• _Do this_
Repeat the listing that follows, character for character, minus the pictures.

start Collected data

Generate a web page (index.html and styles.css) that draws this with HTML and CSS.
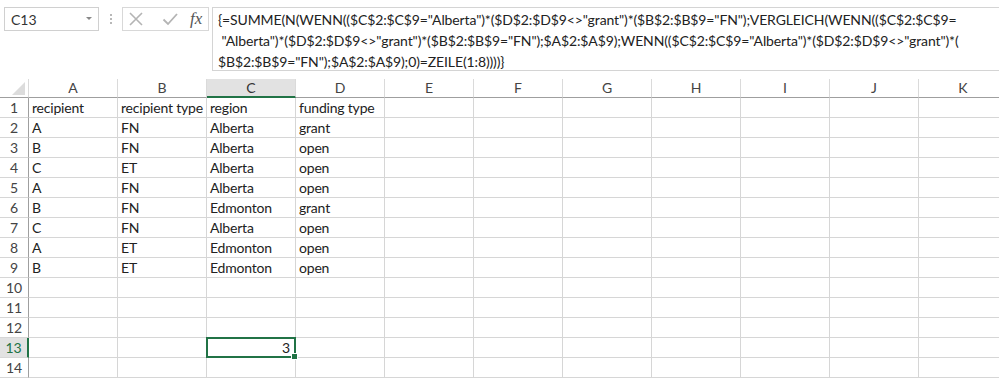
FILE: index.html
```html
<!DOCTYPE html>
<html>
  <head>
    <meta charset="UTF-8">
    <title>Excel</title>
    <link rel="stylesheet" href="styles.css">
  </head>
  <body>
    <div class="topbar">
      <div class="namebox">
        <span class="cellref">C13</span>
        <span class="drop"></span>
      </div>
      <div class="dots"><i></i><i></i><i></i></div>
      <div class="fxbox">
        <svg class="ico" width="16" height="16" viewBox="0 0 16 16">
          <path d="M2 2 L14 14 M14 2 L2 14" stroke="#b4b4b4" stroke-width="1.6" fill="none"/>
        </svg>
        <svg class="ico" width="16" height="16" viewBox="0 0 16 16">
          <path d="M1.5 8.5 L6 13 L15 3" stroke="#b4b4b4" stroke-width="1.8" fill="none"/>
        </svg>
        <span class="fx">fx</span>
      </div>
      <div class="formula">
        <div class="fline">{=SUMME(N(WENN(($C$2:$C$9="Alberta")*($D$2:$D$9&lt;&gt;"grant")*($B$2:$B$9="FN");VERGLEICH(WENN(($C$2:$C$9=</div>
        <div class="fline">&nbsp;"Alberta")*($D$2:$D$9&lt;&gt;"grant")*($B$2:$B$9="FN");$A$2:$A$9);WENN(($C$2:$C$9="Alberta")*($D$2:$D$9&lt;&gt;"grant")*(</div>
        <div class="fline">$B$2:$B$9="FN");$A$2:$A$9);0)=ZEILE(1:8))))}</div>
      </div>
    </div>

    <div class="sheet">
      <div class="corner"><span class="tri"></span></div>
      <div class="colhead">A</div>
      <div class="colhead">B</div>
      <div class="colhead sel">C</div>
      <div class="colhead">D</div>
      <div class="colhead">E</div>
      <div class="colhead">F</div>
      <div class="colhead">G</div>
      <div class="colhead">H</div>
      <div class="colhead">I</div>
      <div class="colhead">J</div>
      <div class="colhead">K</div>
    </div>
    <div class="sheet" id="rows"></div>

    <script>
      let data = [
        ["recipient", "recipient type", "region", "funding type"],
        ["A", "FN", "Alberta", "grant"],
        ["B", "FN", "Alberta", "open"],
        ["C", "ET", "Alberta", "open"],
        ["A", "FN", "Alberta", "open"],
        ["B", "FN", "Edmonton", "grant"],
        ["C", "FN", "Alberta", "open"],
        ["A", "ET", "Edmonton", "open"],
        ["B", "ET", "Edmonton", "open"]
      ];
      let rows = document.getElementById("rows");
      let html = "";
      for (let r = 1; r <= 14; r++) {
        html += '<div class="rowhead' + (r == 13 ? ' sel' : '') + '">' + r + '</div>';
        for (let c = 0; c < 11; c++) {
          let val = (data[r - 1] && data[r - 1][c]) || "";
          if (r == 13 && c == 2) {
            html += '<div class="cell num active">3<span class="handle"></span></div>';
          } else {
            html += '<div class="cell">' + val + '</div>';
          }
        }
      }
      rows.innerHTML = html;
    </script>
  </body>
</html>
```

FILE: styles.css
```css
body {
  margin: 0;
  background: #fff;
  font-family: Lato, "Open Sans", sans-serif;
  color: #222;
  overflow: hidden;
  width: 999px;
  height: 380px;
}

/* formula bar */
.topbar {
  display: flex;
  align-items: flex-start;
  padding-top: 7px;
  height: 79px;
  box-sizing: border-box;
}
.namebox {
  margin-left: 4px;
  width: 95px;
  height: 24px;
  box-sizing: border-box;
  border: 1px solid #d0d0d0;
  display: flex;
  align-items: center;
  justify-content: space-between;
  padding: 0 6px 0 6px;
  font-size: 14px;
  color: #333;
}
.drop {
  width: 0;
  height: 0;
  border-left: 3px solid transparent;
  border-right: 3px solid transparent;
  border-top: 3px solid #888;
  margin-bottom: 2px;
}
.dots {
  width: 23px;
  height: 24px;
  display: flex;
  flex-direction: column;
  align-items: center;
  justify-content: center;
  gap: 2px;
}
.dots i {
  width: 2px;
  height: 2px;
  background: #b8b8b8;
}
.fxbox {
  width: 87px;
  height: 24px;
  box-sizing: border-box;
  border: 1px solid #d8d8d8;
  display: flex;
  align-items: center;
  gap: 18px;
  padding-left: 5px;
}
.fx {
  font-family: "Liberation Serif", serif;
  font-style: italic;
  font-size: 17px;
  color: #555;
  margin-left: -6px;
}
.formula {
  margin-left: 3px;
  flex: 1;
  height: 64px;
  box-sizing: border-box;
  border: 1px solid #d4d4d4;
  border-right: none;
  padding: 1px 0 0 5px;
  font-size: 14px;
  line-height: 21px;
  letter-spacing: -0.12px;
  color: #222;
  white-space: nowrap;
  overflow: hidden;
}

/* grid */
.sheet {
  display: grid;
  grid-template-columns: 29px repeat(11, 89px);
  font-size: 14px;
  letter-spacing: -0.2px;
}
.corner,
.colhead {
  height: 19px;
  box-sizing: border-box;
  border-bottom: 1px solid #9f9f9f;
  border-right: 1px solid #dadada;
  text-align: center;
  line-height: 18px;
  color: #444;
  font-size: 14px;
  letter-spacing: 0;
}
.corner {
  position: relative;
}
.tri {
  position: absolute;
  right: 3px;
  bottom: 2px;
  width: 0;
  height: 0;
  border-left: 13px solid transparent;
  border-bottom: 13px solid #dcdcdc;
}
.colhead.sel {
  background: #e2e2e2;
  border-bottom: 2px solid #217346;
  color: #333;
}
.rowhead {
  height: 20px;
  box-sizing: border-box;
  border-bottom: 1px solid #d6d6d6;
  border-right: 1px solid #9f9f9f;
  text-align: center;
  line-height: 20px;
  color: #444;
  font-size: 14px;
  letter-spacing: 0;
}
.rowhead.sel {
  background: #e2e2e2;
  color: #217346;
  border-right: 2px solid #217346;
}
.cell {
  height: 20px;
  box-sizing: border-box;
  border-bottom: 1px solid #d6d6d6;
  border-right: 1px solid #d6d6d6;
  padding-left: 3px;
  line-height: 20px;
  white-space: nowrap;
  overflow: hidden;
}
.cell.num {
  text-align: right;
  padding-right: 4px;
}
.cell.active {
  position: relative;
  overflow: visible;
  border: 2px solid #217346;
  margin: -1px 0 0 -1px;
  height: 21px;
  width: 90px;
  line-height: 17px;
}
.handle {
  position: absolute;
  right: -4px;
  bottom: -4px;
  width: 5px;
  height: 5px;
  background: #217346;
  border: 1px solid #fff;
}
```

end Collected data

• _Output of the task_
Generate a web page (index.html and styles.css) that draws this with HTML and CSS.
FILE: index.html
```html
<!DOCTYPE html>
<html>
  <head>
    <meta charset="UTF-8">
    <title>Excel</title>
    <link rel="stylesheet" href="styles.css">
  </head>
  <body>
    <div class="topbar">
      <div class="namebox">
        <span class="cellref">C13</span>
        <span class="drop"></span>
      </div>
      <div class="dots"><i></i><i></i><i></i></div>
      <div class="fxbox">
        <svg class="ico" width="16" height="16" viewBox="0 0 16 16">
          <path d="M2 2 L14 14 M14 2 L2 14" stroke="#b4b4b4" stroke-width="1.6" fill="none"/>
        </svg>
        <svg class="ico" width="16" height="16" viewBox="0 0 16 16">
          <path d="M1.5 8.5 L6 13 L15 3" stroke="#b4b4b4" stroke-width="1.8" fill="none"/>
        </svg>
        <span class="fx">fx</span>
      </div>
      <div class="formula">
        <div class="fline">{=SUMME(N(WENN(($C$2:$C$9="Alberta")*($D$2:$D$9&lt;&gt;"grant")*($B$2:$B$9="FN");VERGLEICH(WENN(($C$2:$C$9=</div>
        <div class="fline">&nbsp;"Alberta")*($D$2:$D$9&lt;&gt;"grant")*($B$2:$B$9="FN");$A$2:$A$9);WENN(($C$2:$C$9="Alberta")*($D$2:$D$9&lt;&gt;"grant")*(</div>
        <div class="fline">$B$2:$B$9="FN");$A$2:$A$9);0)=ZEILE(1:8))))}</div>
      </div>
    </div>

    <div class="sheet">
      <div class="corner"><span class="tri"></span></div>
      <div class="colhead">A</div>
      <div class="colhead">B</div>
      <div class="colhead sel">C</div>
      <div class="colhead">D</div>
      <div class="colhead">E</div>
      <div class="colhead">F</div>
      <div class="colhead">G</div>
      <div class="colhead">H</div>
      <div class="colhead">I</div>
      <div class="colhead">J</div>
      <div class="colhead">K</div>
    </div>
    <div class="sheet" id="rows"></div>

    <script>
      let data = [
        ["recipient", "recipient type", "region", "funding type"],
        ["A", "FN", "Alberta", "grant"],
        ["B", "FN", "Alberta", "open"],
        ["C", "ET", "Alberta", "open"],
        ["A", "FN", "Alberta", "open"],
        ["B", "FN", "Edmonton", "grant"],
        ["C", "FN", "Alberta", "open"],
        ["A", "ET", "Edmonton", "open"],
        ["B", "ET", "Edmonton", "open"]
      ];
      let rows = document.getElementById("rows");
      let html = "";
      for (let r = 1; r <= 14; r++) {
        html += '<div class="rowhead' + (r == 13 ? ' sel' : '') + '">' + r + '</div>';
        for (let c = 0; c < 11; c++) {
          let val = (data[r - 1] && data[r - 1][c]) || "";
          if (r == 13 && c == 2) {
            html += '<div class="cell num active">3<span class="handle"></span></div>';
          } else {
            html += '<div class="cell">' + val + '</div>';
          }
        }
      }
      rows.innerHTML = html;
    </script>
  </body>
</html>
```

FILE: styles.css
```css
body {
  margin: 0;
  background: #fff;
  font-family: Lato, "Open Sans", sans-serif;
  color: #222;
  overflow: hidden;
  width: 999px;
  height: 380px;
}

/* formula bar */
.topbar {
  display: flex;
  align-items: flex-start;
  padding-top: 7px;
  height: 79px;
  box-sizing: border-box;
}
.namebox {
  margin-left: 4px;
  width: 95px;
  height: 24px;
  box-sizing: border-box;
  border: 1px solid #d0d0d0;
  display: flex;
  align-items: center;
  justify-content: space-between;
  padding: 0 6px 0 6px;
  font-size: 14px;
  color: #333;
}
.drop {
  width: 0;
  height: 0;
  border-left: 3px solid transparent;
  border-right: 3px solid transparent;
  border-top: 3px solid #888;
  margin-bottom: 2px;
}
.dots {
  width: 23px;
  height: 24px;
  display: flex;
  flex-direction: column;
  align-items: center;
  justify-content: center;
  gap: 2px;
}
.dots i {
  width: 2px;
  height: 2px;
  background: #b8b8b8;
}
.fxbox {
  width: 87px;
  height: 24px;
  box-sizing: border-box;
  border: 1px solid #d8d8d8;
  display: flex;
  align-items: center;
  gap: 18px;
  padding-left: 5px;
}
.fx {
  font-family: "Liberation Serif", serif;
  font-style: italic;
  font-size: 17px;
  color: #555;
  margin-left: -6px;
}
.formula {
  margin-left: 3px;
  flex: 1;
  height: 64px;
  box-sizing: border-box;
  border: 1px solid #d4d4d4;
  border-right: none;
  padding: 1px 0 0 5px;
  font-size: 14px;
  line-height: 21px;
  letter-spacing: -0.12px;
  color: #222;
  white-space: nowrap;
  overflow: hidden;
}

/* grid */
.sheet {
  display: grid;
  grid-template-columns: 29px repeat(11, 89px);
  font-size: 14px;
  letter-spacing: -0.2px;
}
.corner,
.colhead {
  height: 19px;
  box-sizing: border-box;
  border-bottom: 1px solid #9f9f9f;
  border-right: 1px solid #dadada;
  text-align: center;
  line-height: 18px;
  color: #444;
  font-size: 14px;
  letter-spacing: 0;
}
.corner {
  position: relative;
}
.tri {
  position: absolute;
  right: 3px;
  bottom: 2px;
  width: 0;
  height: 0;
  border-left: 13px solid transparent;
  border-bottom: 13px solid #dcdcdc;
}
.colhead.sel {
  background: #e2e2e2;
  border-bottom: 2px solid #217346;
  color: #333;
}
.rowhead {
  height: 20px;
  box-sizing: border-box;
  border-bottom: 1px solid #d6d6d6;
  border-right: 1px solid #9f9f9f;
  text-align: center;
  line-height: 20px;
  color: #444;
  font-size: 14px;
  letter-spacing: 0;
}
.rowhead.sel {
  background: #e2e2e2;
  color: #217346;
  border-right: 2px solid #217346;
}
.cell {
  height: 20px;
  box-sizing: border-box;
  border-bottom: 1px solid #d6d6d6;
  border-right: 1px solid #d6d6d6;
  padding-left: 3px;
  line-height: 20px;
  white-space: nowrap;
  overflow: hidden;
}
.cell.num {
  text-align: right;
  padding-right: 4px;
}
.cell.active {
  position: relative;
  overflow: visible;
  border: 2px solid #217346;
  margin: -1px 0 0 -1px;
  height: 21px;
  width: 90px;
  line-height: 17px;
}
.handle {
  position: absolute;
  right: -4px;
  bottom: -4px;
  width: 5px;
  height: 5px;
  background: #217346;
  border: 1px solid #fff;
}
```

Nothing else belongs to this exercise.